Covid-19: Temporary Margin Financing Flexibilities Further Extended to 30 June 2021

Bursa Malaysia Securities Berhad issued Participating Organisations’ Circular No. R/R 16 of 2020 on 16 December 2020 stating that the temporary relief measures relating to margin financing that are due to expire on 31 December 2020 will be further extended to 30 June 2021.
 
These temporary measures give flexibility and discretion to brokers to determine:
 
  • whether to liquidate their client’s margin account if the value of the equity in the margin account falls below 130% of the outstanding balance;
  • whether to make additional margin calls or impose haircuts on any collateral and securities in margin accounts upon the occurrence of the events set out in Rule 7.30(19)(a) of the Rules and Directives of Bursa Malaysia Securities Berhad, i.e. unusually rapid or volatile changes in the value of securities, non-existence of an active market for the securities, suspension from trading of the securities on a market or there being no possibility of immediate liquidation for the securities; or
  • whether to accept other forms of collaterals, such as bonds, collective investment schemes, unit trusts, gold and immovable properties for purposes of maintaining their clients’ margin and to value such collaterals according to the broker’s credit policy. 
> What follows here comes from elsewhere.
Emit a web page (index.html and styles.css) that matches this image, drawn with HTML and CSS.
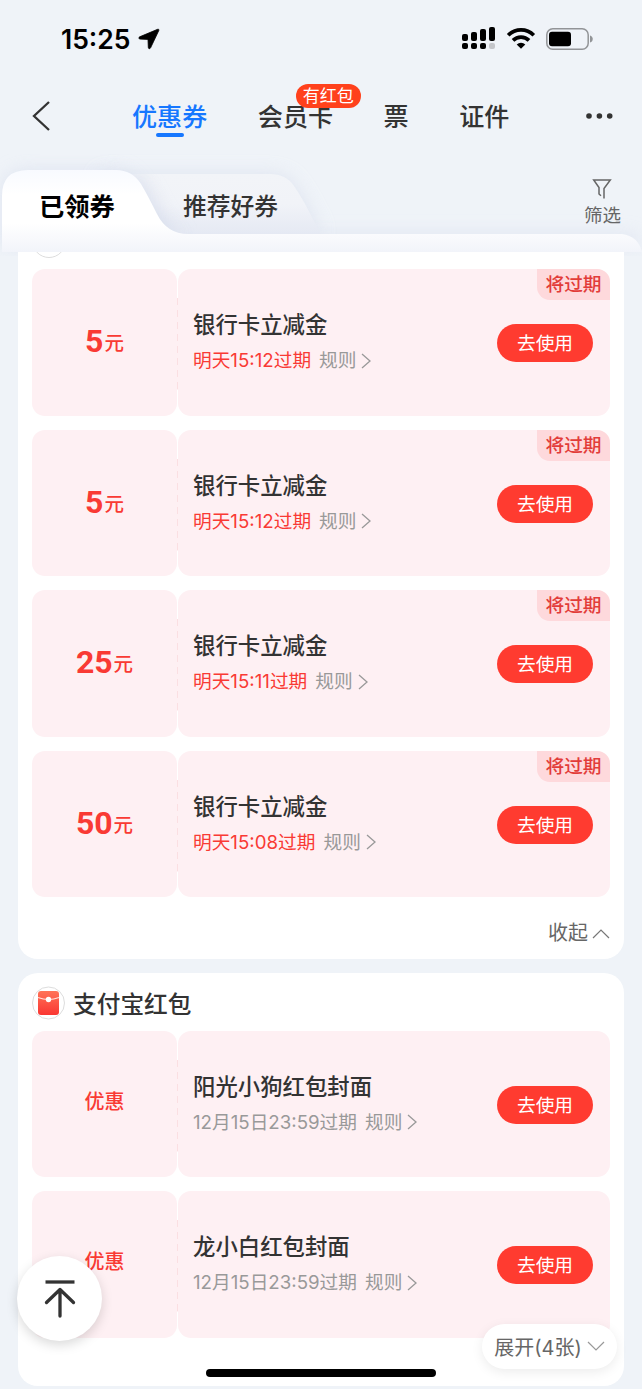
FILE: index.html
```html
<!DOCTYPE html>
<html lang="zh-CN">
<head>
<meta charset="utf-8">
<title>优惠券</title>
<link rel="stylesheet" href="styles.css">
</head>
<body>
<div class="status">
    <span class="time">15:25</span>
    <svg class="locate" width="22" height="22" viewBox="0 0 22 22"><path d="M19.600 1.300 1.700 8.800c-1.300.6-1.100 2.200.4 2.300l7.900.3.300 8c.1 1.500 1.700 1.700 2.300.4L20.800 2.500c.4-.9-.3-1.600-1.200-1.200z" stroke="#000" stroke-width=".8"/></svg>
    <svg class="signal" width="34" height="24" viewBox="0 0 34 24">
        <rect x="0" y="7" width="6" height="7" rx="2"/><rect x="9" y="5" width="6" height="9" rx="2"/><rect x="18" y="2" width="6" height="12" rx="2"/><rect x="27" y="0" width="6" height="14" rx="2"/>
        <rect x="0" y="16" width="6" height="6" rx="2"/><rect x="9" y="16" width="6" height="6" rx="2"/><rect x="18" y="16" width="6" height="6" rx="2"/><rect x="27" y="16" width="6" height="6" rx="2" fill="#c4c6ca"/>
    </svg>
    <svg class="wifi" width="30" height="22" viewBox="0 0 30 22" fill="none" stroke="#000" stroke-width="3.700">
        <path d="M2.200 7.200a18.200 18.200 0 0 1 25.600 0"/><path d="M7 12.400a11.400 11.400 0 0 1 16 0"/>
        <path d="M15 20.800l-4.300-4.400a6.200 6.200 0 0 1 8.600 0z" fill="#000" stroke="none"/>
    </svg>
    <svg class="battery" width="48" height="22" viewBox="0 0 48 22">
        <rect x=".8" y=".8" width="41.400" height="20.400" rx="6" fill="none" stroke="#929497" stroke-width="1.500"/>
        <rect x="3" y="3.700" width="22" height="14.600" rx="3"/>
        <path d="M44 7.500c3.700 1 3.700 6 0 7z" fill="#929497"/>
    </svg>
</div>

<div class="nav">
    <svg class="back" width="20" height="32" viewBox="0 0 20 32"><path d="M18 2 3 16l15 14" fill="none" stroke="#333" stroke-width="2.300"/></svg>
    <span class="nav-item active">优惠券</span>
    <span class="nav-item">会员卡<em class="tip">有红包</em></span>
    <span class="nav-item">票</span>
    <span class="nav-item">证件</span>
    <svg class="more" width="27" height="6" viewBox="0 0 27 6" fill="#333"><circle cx="3" cy="3" r="2.800"/><circle cx="13.400" cy="3" r="2.800"/><circle cx="23.700" cy="3" r="2.800"/></svg>
</div>

<div class="tabs">
    <svg class="tabs-bg" width="642" height="102" viewBox="0 0 642 102">
        <defs>
            <linearGradient id="front" x1="0" y1="0" x2="0" y2="1"><stop offset="0" stop-color="#f8faff"/><stop offset=".3" stop-color="#fff"/><stop offset=".65" stop-color="#fff"/><stop offset="1" stop-color="#f2f4fa"/></linearGradient>
            <linearGradient id="rear" x1="0" y1="0" x2="0" y2="1"><stop offset="0" stop-color="#f2f4f8"/><stop offset=".5" stop-color="#f1f3f8"/><stop offset="1" stop-color="#e5e9f3"/></linearGradient>
            <filter id="soft" x="-10%" y="-40%" width="120%" height="180%"><feGaussianBlur stdDeviation="9"/></filter>
            <clipPath id="rear-clip"><path d="M100 20H270Q286 20 294 32C304 46 312 64 321 80H100z"/></clipPath>
        </defs>
        <path d="M2 92V42Q2 16 28 16H112Q128 16 138 31L160 66Q170 80 188 80H624Q642 80 642 92z" fill="#d9dfee" filter="url(#soft)" opacity=".75"/>
        <path d="M100 20H270Q286 20 294 32C304 46 312 64 321 80H100z" fill="#d5dbeb" filter="url(#soft)" opacity=".65"/>
        <path d="M100 20H270Q286 20 294 32C304 46 312 64 321 80H100z" fill="url(#rear)"/>
        <g clip-path="url(#rear-clip)">
            <path d="M120 16Q138 18 147 34Q153 46 163 64Q173 80 190 82H150z" fill="#d2d9ea" filter="url(#soft)" opacity=".8"/>
        </g>
        <path d="M2 98V42Q2 16 28 16H116Q132 16 141 30Q147 40 157 60Q167 80 188 80H622Q638 82 642 98z" fill="url(#front)"/>
    </svg>
    <span class="tab on">已领券</span>
    <span class="tab">推荐好券</span>
    <div class="filter">
        <svg width="20" height="22" viewBox="0 0 20 22" fill="none" stroke="#666" stroke-width="1.500"><path d="M12 20.500V10.500L18.300 2H1.700L7 9.500V16l2 1.800"/></svg>
        <span>筛选</span>
    </div>
</div>

<div class="panel first">
    <div class="peek"></div>
    <div class="coupon">
        <div class="amount"><b>5</b>元</div>
        <div class="detail">
            <div class="info">
                <div class="name">银行卡立减金</div>
                <div class="meta"><span class="soon">明天15:12过期</span><span class="rule">规则</span><svg class="arrow" width="10" height="16" viewBox="0 0 10 16"><path d="M1 1l8 7-8 7"/></svg></div>
            </div>
            <span class="use">去使用</span>
            <span class="tag">将过期</span>
        </div>
    </div>
    <div class="coupon">
        <div class="amount"><b>5</b>元</div>
        <div class="detail">
            <div class="info">
                <div class="name">银行卡立减金</div>
                <div class="meta"><span class="soon">明天15:12过期</span><span class="rule">规则</span><svg class="arrow" width="10" height="16" viewBox="0 0 10 16"><path d="M1 1l8 7-8 7"/></svg></div>
            </div>
            <span class="use">去使用</span>
            <span class="tag">将过期</span>
        </div>
    </div>
    <div class="coupon">
        <div class="amount"><b>25</b>元</div>
        <div class="detail">
            <div class="info">
                <div class="name">银行卡立减金</div>
                <div class="meta"><span class="soon">明天15:11过期</span><span class="rule">规则</span><svg class="arrow" width="10" height="16" viewBox="0 0 10 16"><path d="M1 1l8 7-8 7"/></svg></div>
            </div>
            <span class="use">去使用</span>
            <span class="tag">将过期</span>
        </div>
    </div>
    <div class="coupon">
        <div class="amount"><b>50</b>元</div>
        <div class="detail">
            <div class="info">
                <div class="name">银行卡立减金</div>
                <div class="meta"><span class="soon">明天15:08过期</span><span class="rule">规则</span><svg class="arrow" width="10" height="16" viewBox="0 0 10 16"><path d="M1 1l8 7-8 7"/></svg></div>
            </div>
            <span class="use">去使用</span>
            <span class="tag">将过期</span>
        </div>
    </div>
    <div class="fold">收起<svg width="18" height="11" viewBox="0 0 18 11"><path d="M1 10l8-8 8 8" fill="none" stroke="#777" stroke-width="1.200"/></svg></div>
</div>

<div class="panel second">
    <div class="title">
        <svg width="34" height="34" viewBox="0 0 34 34">
            <defs><linearGradient id="red" x1="0" y1="0" x2="0" y2="1"><stop offset="0" stop-color="#ff7358"/><stop offset="1" stop-color="#fa3632"/></linearGradient></defs>
            <circle cx="16.500" cy="17" r="16" fill="#fff" stroke="#ddd"/>
            <rect x="6" y="5" width="21" height="24" rx="3" fill="url(#red)"/>
            <path d="M6 11.500q10.500 4 21 0" fill="none" stroke="#ffe3dc" stroke-width="1.200"/>
            <circle cx="16.500" cy="13.500" r="2.700" fill="#fff"/>
        </svg>
        支付宝红包
    </div>
    <div class="coupon">
        <div class="amount text">优惠</div>
        <div class="detail">
            <div class="info">
                <div class="name">阳光小狗红包封面</div>
                <div class="meta"><span class="date">12月15日23:59过期</span><span class="rule">规则</span><svg class="arrow" width="10" height="16" viewBox="0 0 10 16"><path d="M1 1l8 7-8 7"/></svg></div>
            </div>
            <span class="use">去使用</span>
        </div>
    </div>
    <div class="coupon">
        <div class="amount text">优惠</div>
        <div class="detail">
            <div class="info">
                <div class="name">龙小白红包封面</div>
                <div class="meta"><span class="date">12月15日23:59过期</span><span class="rule">规则</span><svg class="arrow" width="10" height="16" viewBox="0 0 10 16"><path d="M1 1l8 7-8 7"/></svg></div>
            </div>
            <span class="use">去使用</span>
        </div>
    </div>
</div>

<!-- floating things -->
<div class="to-top"><svg width="32" height="40" viewBox="0 0 32 40" fill="none" stroke="#333" stroke-width="3.300" stroke-linecap="round" stroke-linejoin="round"><path d="M1.500 3h29" stroke-linecap="butt"/><path d="M16 37V11M2.500 23.500l13.500-13 13.500 13"/></svg></div>
<div class="expand">展开(4张)<svg width="18" height="11" viewBox="0 0 18 11"><path d="M1 1l8 8 8-8" fill="none" stroke="#999" stroke-width="1.200"/></svg></div>
<div class="home-bar"></div>
</body>
</html>
```
FILE: styles.css
```css
* {
    box-sizing: border-box;
}
body {
    position: relative;
    margin: 0;
    width: 642px;
    height: 1389px;
    overflow: hidden;
    background: #eff3f8;
    color: #333;
    font-family: Inter, "Noto Sans CJK SC", sans-serif;
}
svg {
    display: block;
    flex: none;
}

.status {
    display: flex;
    align-items: center;
    height: 77px;
    padding: 0 48px 0 61px;
    color: #000;
}
.time {
    width: 77px;
    font-size: 26.500px;
    font-weight: 600;
    white-space: nowrap;
}
.signal {
    margin-left: auto;
}
.wifi {
    margin: 0 10px 0 10px;
}

.nav {
    display: flex;
    align-items: center;
    height: 78px;
    padding-left: 31px;
}
.nav-item {
    position: relative;
    margin-right: 50.500px;
    padding-top: 1px;
    font-size: 25.100px;
    font-weight: 500;
    line-height: 36px;
    white-space: nowrap;
}
.back {
    margin-right: 81px;
}
.active {
    color: #1677ff;
}
.active::after {
    content: "";
    position: absolute;
    left: 24px;
    bottom: -2px;
    width: 28px;
    height: 4px;
    border-radius: 2px;
    background: #1677ff;
}
.tip {
    position: absolute;
    left: 38px;
    top: -14px;
    width: 65px;
    height: 24px;
    border-radius: 12px;
    background: #ff411c;
    color: #fff;
    font-size: 17px;
    font-style: normal;
    font-weight: 400;
    line-height: 24px;
    text-align: center;
}
.more {
    margin: 0 0 0 26px;
}

.tabs {
    position: relative;
    display: flex;
    height: 97px;
    padding: 0 21px 0 39px;
}
.tabs-bg {
    position: absolute;
    left: 0;
    top: -1px;
    z-index: -1;
}
.tab {
    margin-right: 68px;
    padding-top: 34px;
    font-size: 23.800px;
    font-weight: 500;
    line-height: 36px;
}
.on {
    color: #000;
    font-size: 25.300px;
    font-weight: 700;
}
.filter {
    display: flex;
    flex-direction: column;
    align-items: center;
    margin-left: auto;
    padding-top: 23px;
    color: #666;
    font-size: 18.500px;
    line-height: 30px;
}

.panel {
    width: 606px;
    margin-left: 18px;
    padding: 0 14px;
    background: #fff;
}
.first {
    position: relative;
    height: 706.500px;
    padding-top: 17px;
    border-radius: 0 0 20px 20px;
}
/* bottom edge of the scrolled-away section icon */
.peek {
    position: absolute;
    left: 14px;
    top: 0;
    width: 32px;
    height: 6px;
    overflow: hidden;
}
.peek::after {
    content: "";
    position: absolute;
    bottom: 0;
    width: 32px;
    height: 32px;
    border: 1px solid #ddd;
    border-radius: 50%;
}
.second {
    height: 413px;
    margin-top: 14px;
    border-radius: 20px;
}

.coupon {
    display: flex;
    gap: 1px;
    height: 146.500px;
    margin-bottom: 14px;
}
.amount {
    display: flex;
    align-items: flex-start;
    justify-content: center;
    width: 145px;
    padding-top: 51px;
    border-radius: 13px;
    background: #fef0f3;
    color: #f93a34;
    font-size: 19.500px;
    font-weight: 500;
    line-height: 46px;
}
.amount b {
    margin-right: 1px;
    font-family: Roboto, sans-serif;
    font-size: 32px;
    line-height: 42px;
}
.text {
    padding-top: 48px;
    font-size: 20px;
}
.detail {
    position: relative;
    display: flex;
    align-items: flex-start;
    justify-content: space-between;
    flex: 1;
    padding: 0 17px 0 15px;
    border-radius: 13px;
    background: #fef0f3;
}
.detail::before {
    content: "";
    position: absolute;
    left: -1px;
    top: 29px;
    width: 1px;
    height: 92px;
    background: repeating-linear-gradient(#fbdfe2 0 7px, #fef0f3 7px 12px);
}
.info {
    padding-top: 39px;
}
.name {
    font-size: 22.400px;
    font-weight: 500;
    line-height: 34px;
}
.meta {
    display: flex;
    align-items: center;
    color: #999;
    font-size: 18.700px;
    line-height: 37px;
}
.soon {
    color: #f93a34;
}
.rule {
    margin: 0 5px 0 8px;
}
.arrow path {
    fill: none;
    stroke: #999;
    stroke-width: 1.300;
}
.use {
    width: 96px;
    height: 38px;
    margin-top: 55px;
    border-radius: 19px;
    background: #ff3b30;
    color: #fff;
    font-size: 18.700px;
    line-height: 39px;
    text-align: center;
}
.tag {
    position: absolute;
    right: 0;
    top: 0;
    width: 73px;
    height: 31px;
    border-radius: 0 13px 0 13px;
    background: #fed9dc;
    color: #e23c39;
    font-size: 18.700px;
    font-weight: 500;
    line-height: 32px;
    text-align: center;
}
.fold {
    display: flex;
    align-items: center;
    justify-content: flex-end;
    gap: 4px;
    margin-top: 21px;
    color: #666;
    font-size: 20px;
    line-height: 30px;
}
.title {
    display: flex;
    align-items: center;
    gap: 7px;
    height: 58px;
    padding-top: 2px;
    font-size: 23.700px;
    font-weight: 500;
}

.to-top {
    position: absolute;
    left: 17px;
    top: 1256px;
    display: flex;
    align-items: center;
    justify-content: center;
    width: 85px;
    height: 85px;
    border-radius: 50%;
    background: #fff;
    box-shadow: 0 4px 12px rgba(0, 0, 0, .15);
}
.expand {
    position: absolute;
    left: 482px;
    top: 1324px;
    display: flex;
    align-items: center;
    justify-content: center;
    gap: 5px;
    width: 135px;
    height: 45px;
    border-radius: 23px;
    background: #fff;
    box-shadow: 0 3px 12px rgba(0, 0, 0, .08);
    color: #666;
    font-size: 20px;
    white-space: nowrap;
}
.home-bar {
    position: absolute;
    left: 206px;
    top: 1369px;
    width: 230px;
    height: 8px;
    border-radius: 4px;
    background: #000;
}
```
The measures were first implemented under Bursa Malaysia Securities Berhad’s Participating Organisations’ Circular No. R/R 6 of 2020 to mitigate the volatility and selling pressures caused to the global and local securities markets by the outbreak of the Covid-19 pandemic and were initially due to expire on 30 September 2020, but were extended to 31 December 2020 under Participating Organisations’ Circular No. R/R 12 of 2020.